For the second time since 2021, the application category of the German AI Prize is awarded to an institution in Heidelberg. The European Molecular Biology Laboratory (EMBL), a leader in biological research, was honored on September 28 at the Axel Springer House in Berlin for its outstanding achievements in the application of Artificial Intelligence (AI) in science.
EMBL's Director General, Professor Edith Heard, expressed her delight at this recognition: “It's fantastic that our contributions to international AI-based research and scientific development are acknowledged with the 'German AI Prize.'” EMBL, known as Europe's hub for life sciences, was established in 1974 and has grown into a network encompassing 28 countries, with its headquarters in Heidelberg.
Professor Patrick Cramer, President of the Max Planck Society and an EMBL alumnus, highlighted in his laudation EMBL’s creation of a publicly accessible protein database encompassing all 200,000 protein structures, praising the institute's practice of open science.
EMBL focuses on deciphering DNA and processing complex biological data sets using AI. Professor Oliver Stegle, a team leader at EMBL Heidelberg, emphasized the importance of AI in understanding and analyzing cellular imagery and genetic data, which are vital for biomedical basic research.
This research has direct implications for medical practice and contributes to the development of new drugs and vaccines.
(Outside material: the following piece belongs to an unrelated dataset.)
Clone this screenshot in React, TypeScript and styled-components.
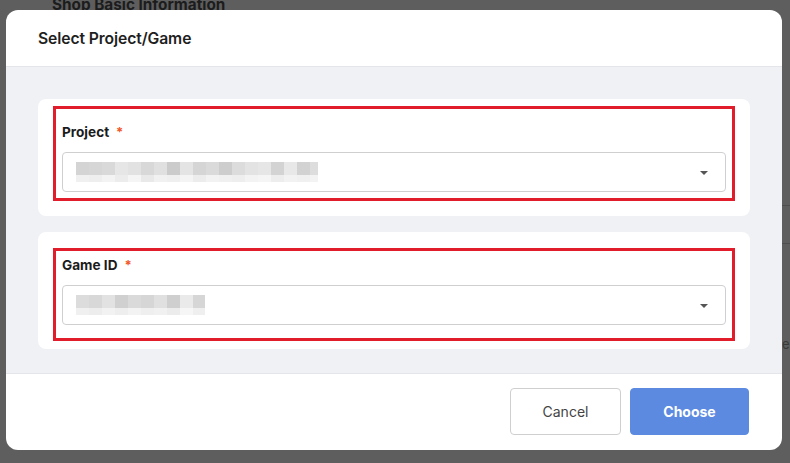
import React from "react";
import styled, { createGlobalStyle } from "styled-components";

const Global = createGlobalStyle`
  html, body { margin: 0; padding: 0; }
  body {
    width: 790px; height: 463px; overflow: hidden;
    background: #5e5e5e;
    font-family: Inter, "Noto Sans", "Liberation Sans", sans-serif;
  }
`;

const Screen = styled.div`
  position: relative;
  width: 790px;
  height: 463px;
  overflow: hidden;
  background: #5e5e5e;
`;

const BackPage = styled.div`
  padding: 0 0 0 52px;
  margin-top: -5px;
`;

const BackTitle = styled.h2`
  margin: 0;
  font-size: 15.3px;
  line-height: 20px;
  font-weight: 700;
  color: #1c1c1c;
`;

const BackLine = styled.div<{ $top: number }>`
  position: absolute;
  left: 782px;
  right: 0;
  top: ${(p) => p.$top}px;
  height: 1px;
  background: #4e4e4e;
`;

const BackLetter = styled.span`
  position: absolute;
  left: 782px;
  top: 336px;
  font-size: 13px;
  color: #3a3a3a;
`;

const Modal = styled.div`
  position: absolute;
  left: 6px;
  top: 10px;
  width: 776px;
  height: 440px;
  background: #fff;
  border-radius: 12px;
  overflow: hidden;
  display: flex;
  flex-direction: column;
`;

const Header = styled.div`
  height: 56px;
  flex: none;
  display: flex;
  align-items: center;
  padding: 0 32px;
  border-bottom: 1px solid #e4e5ea;
`;

const Title = styled.h1`
  margin: 0;
  font-size: 15.7px;
  font-weight: 600;
  color: #1f1f1f;
  letter-spacing: -0.1px;
`;

const Body = styled.div`
  flex: 1;
  background: #f0f1f5;
  padding: 32px 32px 24px;
  display: flex;
  flex-direction: column;
  gap: 16px;
  border-bottom: 1px solid #e4e5ea;
`;

const Card = styled.div`
  position: relative;
  background: #fff;
  border-radius: 8px;
  padding: 23px 24px 24px;
  display: flex;
  flex-direction: column;
  gap: 10px;
`;

const Annotation = styled.div<{ $top: number; $bottom: number }>`
  position: absolute;
  left: 15px;
  right: 15px;
  top: ${(p) => p.$top}px;
  bottom: ${(p) => p.$bottom}px;
  border: 3px solid #e21d2b;
  pointer-events: none;
`;

const Label = styled.label`
  display: flex;
  align-items: center;
  gap: 7px;
  height: 20px;
  font-size: 13.6px;
  font-weight: 700;
  color: #1b1b1b;
`;

const Required = styled.span`
  color: #f0582a;
  font-weight: 700;
  font-size: 13px;
`;

const Select = styled.div`
  height: 40px;
  box-sizing: border-box;
  border: 1px solid #cfcfcf;
  border-radius: 4px;
  background: #fff;
  display: flex;
  align-items: center;
  justify-content: space-between;
  padding: 0 17px 0 13px;
`;

const Mosaic = styled.div<{ $w: number }>`
  display: flex;
  flex-direction: column;
  width: ${(p) => p.$w}px;
  overflow: hidden;
`;

const MosaicRow = styled.div<{ $h: number }>`
  display: flex;
  height: ${(p) => p.$h}px;
`;

const Cell = styled.span`
  flex: none;
  width: 13px;
  height: 100%;
`;

const Caret = styled.span`
  width: 0;
  height: 0;
  border-left: 4px solid transparent;
  border-right: 4px solid transparent;
  border-top: 4px solid #555;
  margin-top: 1px;
`;

const Footer = styled.div`
  flex: none;
  height: 76px;
  box-sizing: border-box;
  display: flex;
  justify-content: flex-end;
  align-items: center;
  gap: 9px;
  padding: 0 33px 1px 0;
`;

const Button = styled.button<{ $primary?: boolean }>`
  height: 47px;
  width: ${(p) => (p.$primary ? 119 : 111)}px;
  border-radius: 4px;
  font-family: Inter, "Noto Sans", "Liberation Sans", sans-serif;
  font-size: 14px;
  font-weight: ${(p) => (p.$primary ? 700 : 400)};
  color: ${(p) => (p.$primary ? "#fff" : "#444")};
  background: ${(p) => (p.$primary ? "#5b8ae0" : "#fff")};
  border: 1px solid ${(p) => (p.$primary ? "#5b8ae0" : "#cfcfcf")};
  cursor: pointer;
`;

const projectTop = [
  "#d4d4d4", "#d6d6d6", "#d9d9d9", "#e6e6e6", "#e2e2e2", "#d8d8d8", "#e0e0e0",
  "#cbcbcb", "#e4e4e4", "#d5d5d5", "#dadada", "#cdcdcd", "#dcdcdc", "#e3e3e3",
  "#e6e6e6", "#d3d3d3", "#e8e8e8", "#d2d2d2", "#dddddd",
];
const projectBottom = [
  "#f0f0f0", "#eeeeee", "#f3f3f3", "#ececec", "#f5f5f5", "#e9e9e9", "#f1f1f1",
  "#efefef", "#f4f4f4", "#ececec", "#f2f2f2", "#f0f0f0", "#eeeeee", "#f3f3f3",
  "#f5f5f5", "#ededed", "#f2f2f2", "#f0f0f0", "#f3f3f3",
];
const gameTop = [
  "#dcdcdc", "#d8d8d8", "#e2e2e2", "#d0d0d0", "#dadada", "#d6d6d6", "#e0e0e0",
  "#cfcfcf", "#eaeaea", "#d6d6d6",
];
const gameBottom = [
  "#f0f0f0", "#ededed", "#f2f2f2", "#eeeeee", "#f3f3f3", "#efefef", "#f1f1f1",
  "#ececec", "#f6f6f6", "#efefef",
];

function Blurred({ top, bottom, width }: { top: string[]; bottom: string[]; width: number }) {
  return (
    <Mosaic aria-hidden $w={width}>
      <MosaicRow $h={13}>
        {top.map((c, i) => (
          <Cell key={i} style={{ background: c }} />
        ))}
      </MosaicRow>
      <MosaicRow $h={7}>
        {bottom.map((c, i) => (
          <Cell key={i} style={{ background: c }} />
        ))}
      </MosaicRow>
    </Mosaic>
  );
}

function Field({
  label,
  top,
  bottom,
  width,
}: {
  label: string;
  top: string[];
  bottom: string[];
  width: number;
}) {
  return (
    <>
      <Label>
        {label}
        <Required>*</Required>
      </Label>
      <Select>
        <Blurred top={top} bottom={bottom} width={width} />
        <Caret />
      </Select>
    </>
  );
}

export default function App() {
  return (
    <Screen>
      <Global />
      <BackPage>
        <BackTitle>Shop Basic Information</BackTitle>
      </BackPage>
      <BackLine $top={205} />
      <BackLine $top={243} />
      <BackLetter>e</BackLetter>
      <Modal>
        <Header>
          <Title>Select Project/Game</Title>
        </Header>
        <Body>
          <Card>
            <Field label="Project" top={projectTop} bottom={projectBottom} width={242} />
            <Annotation $top={7} $bottom={15} />
          </Card>
          <Card>
            <Field label="Game ID" top={gameTop} bottom={gameBottom} width={129} />
            <Annotation $top={16} $bottom={8} />
          </Card>
        </Body>
        <Footer>
          <Button>Cancel</Button>
          <Button $primary>Choose</Button>
        </Footer>
      </Modal>
    </Screen>
  );
}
Ewan Birney, Deputy Director-General of EMBL, emphasized the need to bring the importance of basic research closer to a wider audience and to initiate discussions about new technologies and their societal impact.
With its innovative work and focus on ethical aspects and international standards in AI application, EMBL sets benchmarks in the scientific community. The renewed recognition with the German AI Prize underscores the institute's leading role in AI-based biological research.